Drug use guidelines for Chinese hospitals may not reduce patient expenses - insider
By Karl Zhong
Shanghai. June 12. INTERFAX-CHINA - It is questionable whether drug use guidelines can effectively help to reduce patient drug expenses in Chinese hospitals, a business insider recently told Interfax.
"At present, most doctors are still using drug use guidelines in their hospitals only as a reference rather than following them strictly. It remains to be seen whether drug use guidelines can be effective in curbing patient drug expenses," Jian Lingyan, chief pharmacist from Shengjing Hospital Affiliated to China Medical University in Liaoning Province's Shenyang City, said.

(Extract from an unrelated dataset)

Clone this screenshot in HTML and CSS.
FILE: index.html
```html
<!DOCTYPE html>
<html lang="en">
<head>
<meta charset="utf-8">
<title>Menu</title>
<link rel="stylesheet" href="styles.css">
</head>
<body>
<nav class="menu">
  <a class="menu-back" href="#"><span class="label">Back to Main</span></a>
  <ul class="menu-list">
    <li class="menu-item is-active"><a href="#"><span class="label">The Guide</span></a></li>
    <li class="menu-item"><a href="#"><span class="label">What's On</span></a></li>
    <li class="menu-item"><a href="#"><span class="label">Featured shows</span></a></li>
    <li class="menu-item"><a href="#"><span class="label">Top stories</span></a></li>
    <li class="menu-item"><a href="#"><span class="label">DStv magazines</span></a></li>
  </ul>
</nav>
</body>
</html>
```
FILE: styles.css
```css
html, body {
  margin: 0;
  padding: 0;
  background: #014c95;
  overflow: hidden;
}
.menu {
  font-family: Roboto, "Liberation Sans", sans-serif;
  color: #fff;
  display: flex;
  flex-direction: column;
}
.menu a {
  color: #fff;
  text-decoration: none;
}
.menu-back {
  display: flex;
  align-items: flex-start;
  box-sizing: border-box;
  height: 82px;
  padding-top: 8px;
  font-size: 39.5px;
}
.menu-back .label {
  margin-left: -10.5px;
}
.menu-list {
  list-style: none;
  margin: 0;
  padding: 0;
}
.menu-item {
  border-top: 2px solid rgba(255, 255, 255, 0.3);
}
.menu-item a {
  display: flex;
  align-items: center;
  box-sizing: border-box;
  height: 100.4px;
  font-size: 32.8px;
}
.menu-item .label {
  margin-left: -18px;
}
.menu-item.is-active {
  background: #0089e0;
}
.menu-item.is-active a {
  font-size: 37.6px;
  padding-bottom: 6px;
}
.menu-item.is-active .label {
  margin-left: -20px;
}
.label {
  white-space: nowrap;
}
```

The Ministry of Health (MoH) first issued the Methods on the Management of Prescriptions in March 2007, which stipulate that Chinese hospitals should formulate drug use guidelines consisting of drug information such as administration instructions, dosages, contraindications and adverse drug reactions in a bid to encourage the reasonable use of drugs. The methods came into effect in May 2007.
A Wuhan-based pharmaceutical analyst, who declined to be named, told Interfax that as long as hospitals are still reliant on drug revenue and doctor salaries remain low, kickbacks will continue to be prevalent. As such, the role of drug use guidelines in curbing rising drug expenses will be limited.

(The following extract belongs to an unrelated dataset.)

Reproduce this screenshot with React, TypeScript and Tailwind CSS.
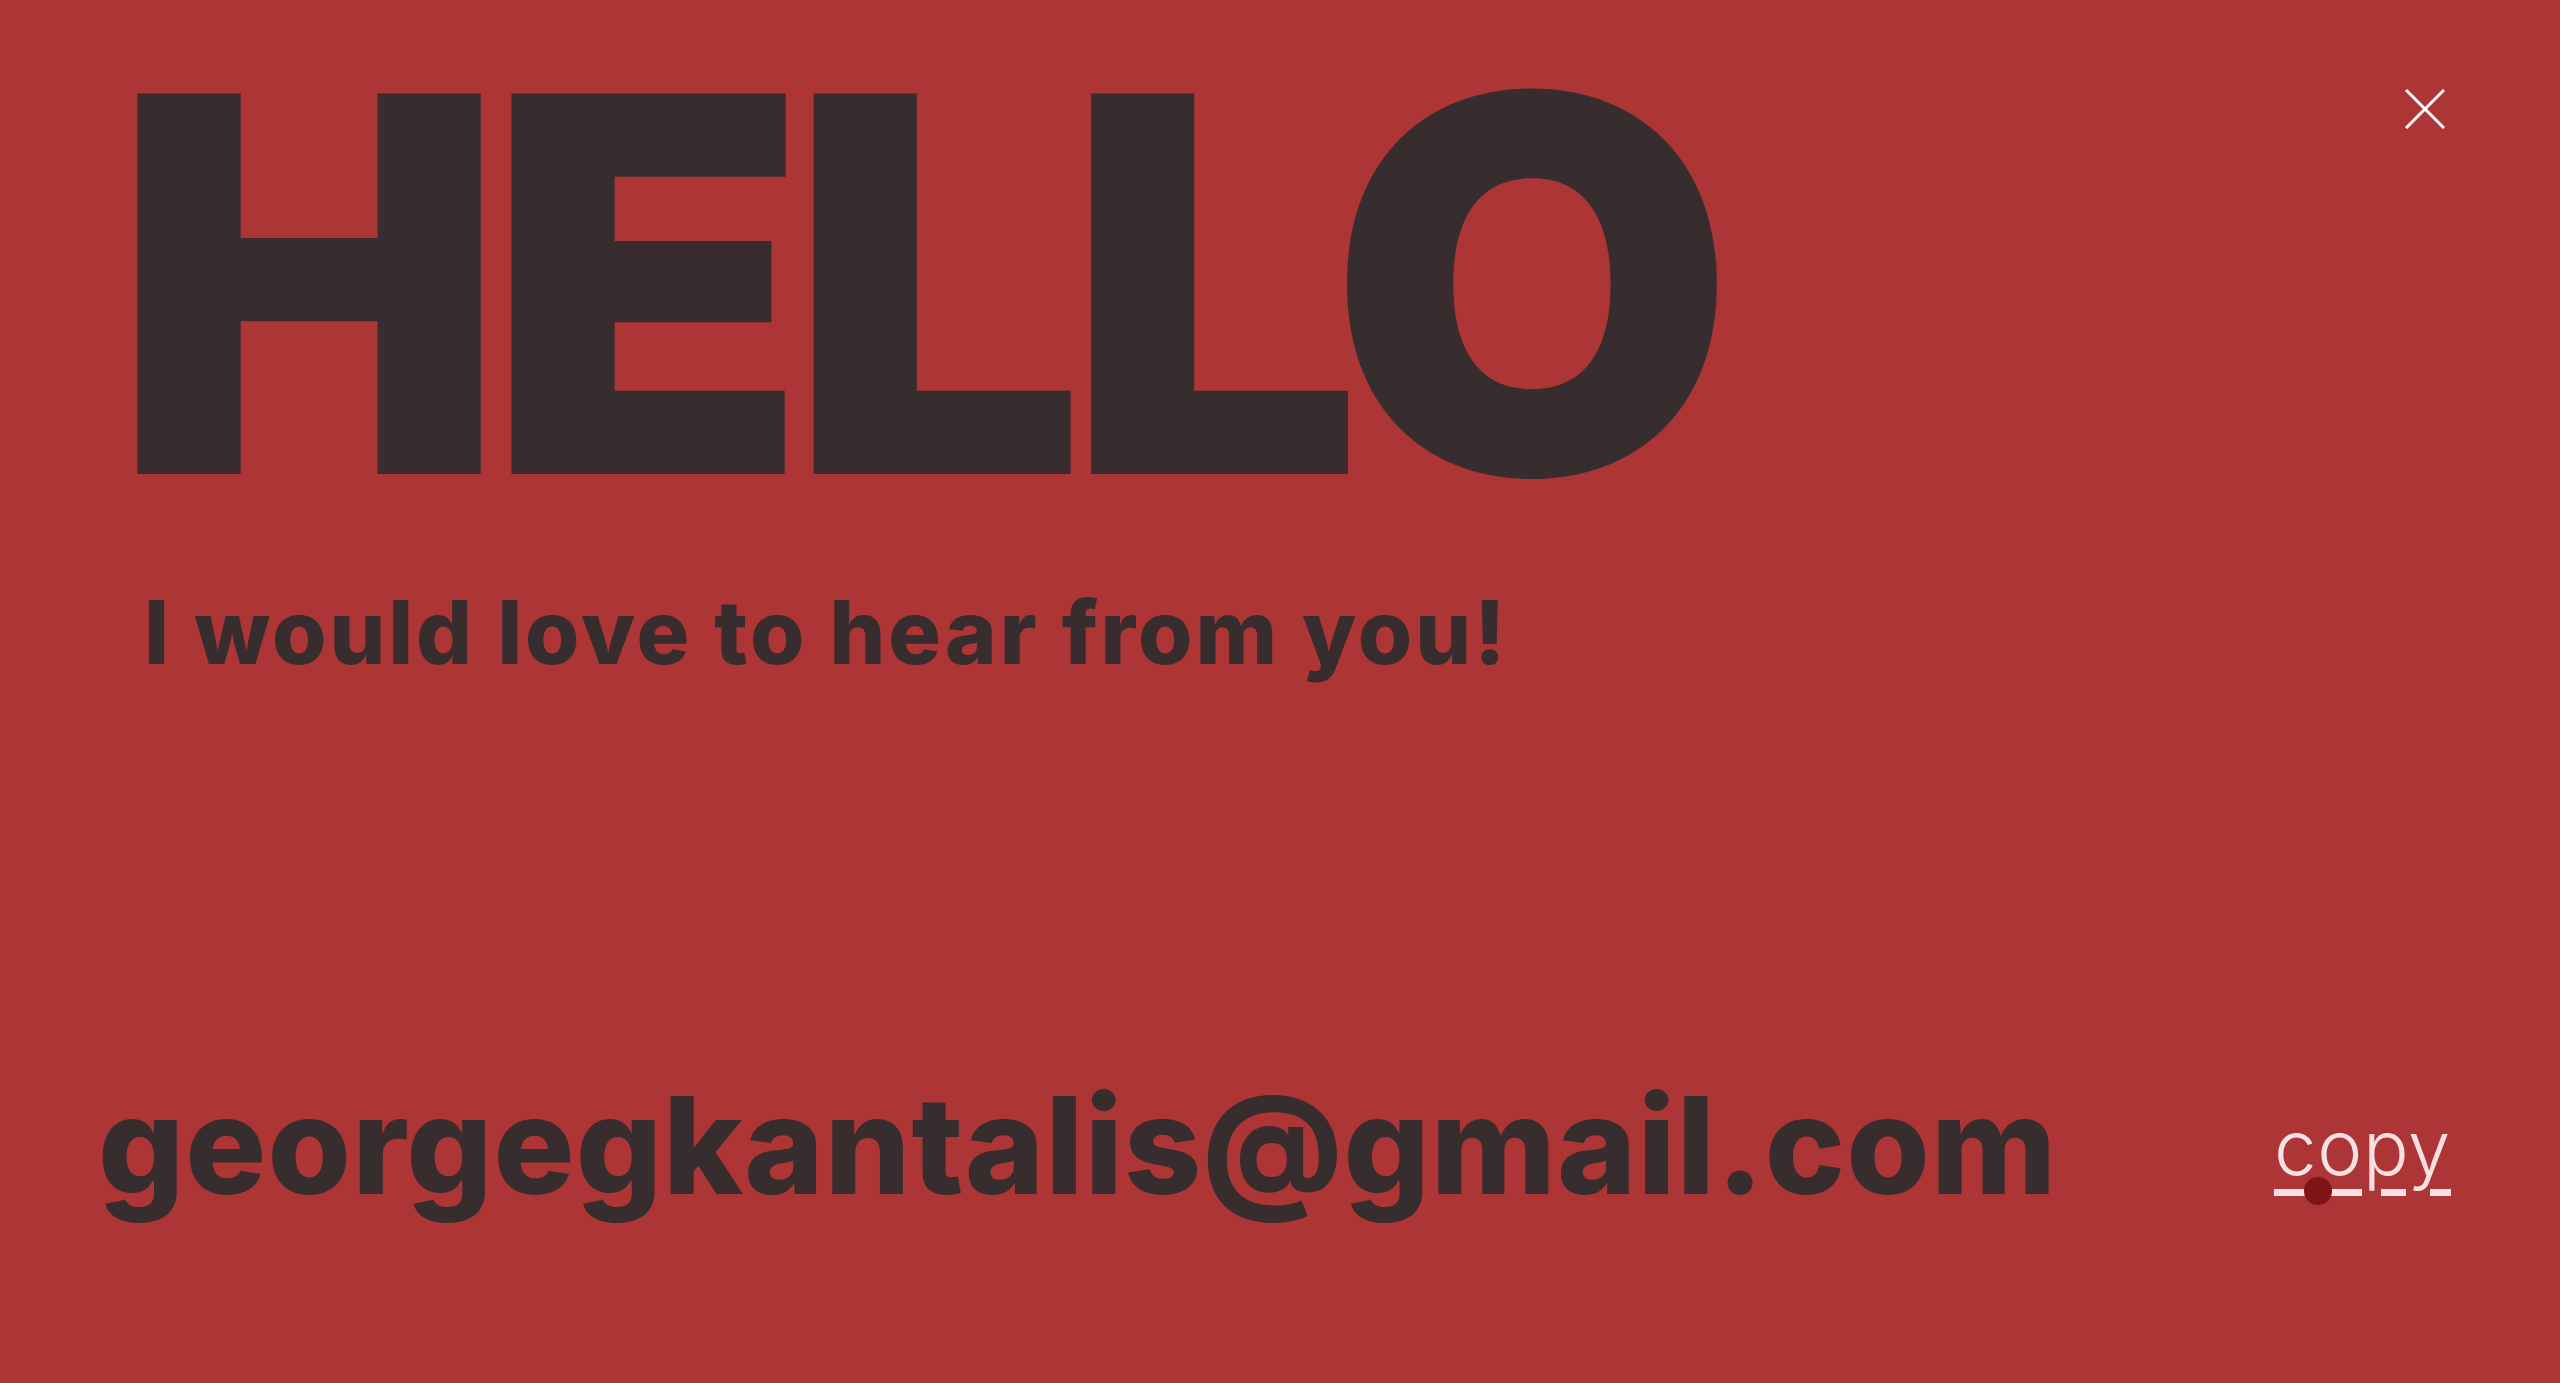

In spite of this, the Chinese Hospital Association (CHA) and the China Medical Insurance Research Association are already in the process of formulating a national set of drug use guidelines, an official from the CHA, who preferred to remain anonymous, told Interfax.
If properly adhered to, the proposed national drug use guidelines, the first of its kind in China, can help to promote reasonable drug use and cut patient drug expenses as they recommend appropriate treatments based on drugs listed in the national basic medical insurance drug list, which patients receive reimbursements for under their medical insurance, according to the official.

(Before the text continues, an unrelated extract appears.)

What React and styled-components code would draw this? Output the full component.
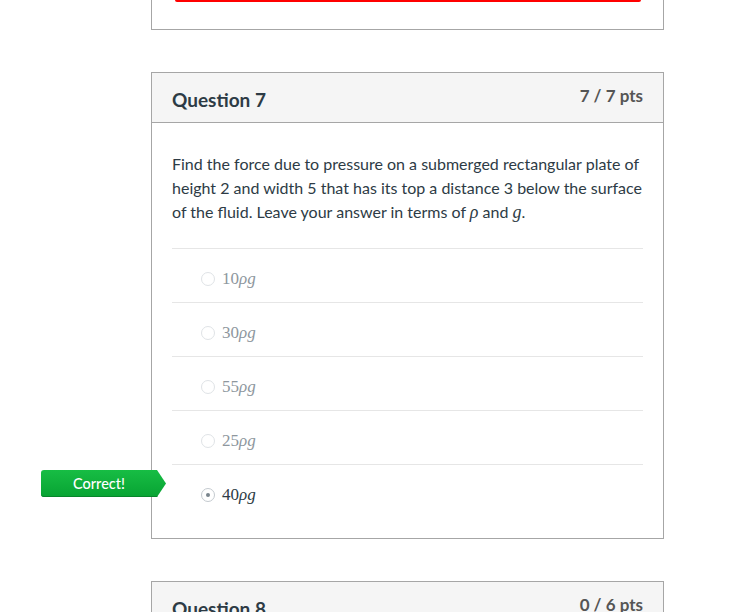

"The national drug use guidelines will no doubt complement China's existing clinical treatment guidelines as well as the soon-to-be-released national essential drug list," the official said.
In order for the national drug use guidelines to be effective, the government needs to make it mandatory for Chinese hospitals to abide by the guidelines and government medical insurance agencies need to enforce stricter reimbursement policies, according to the analyst.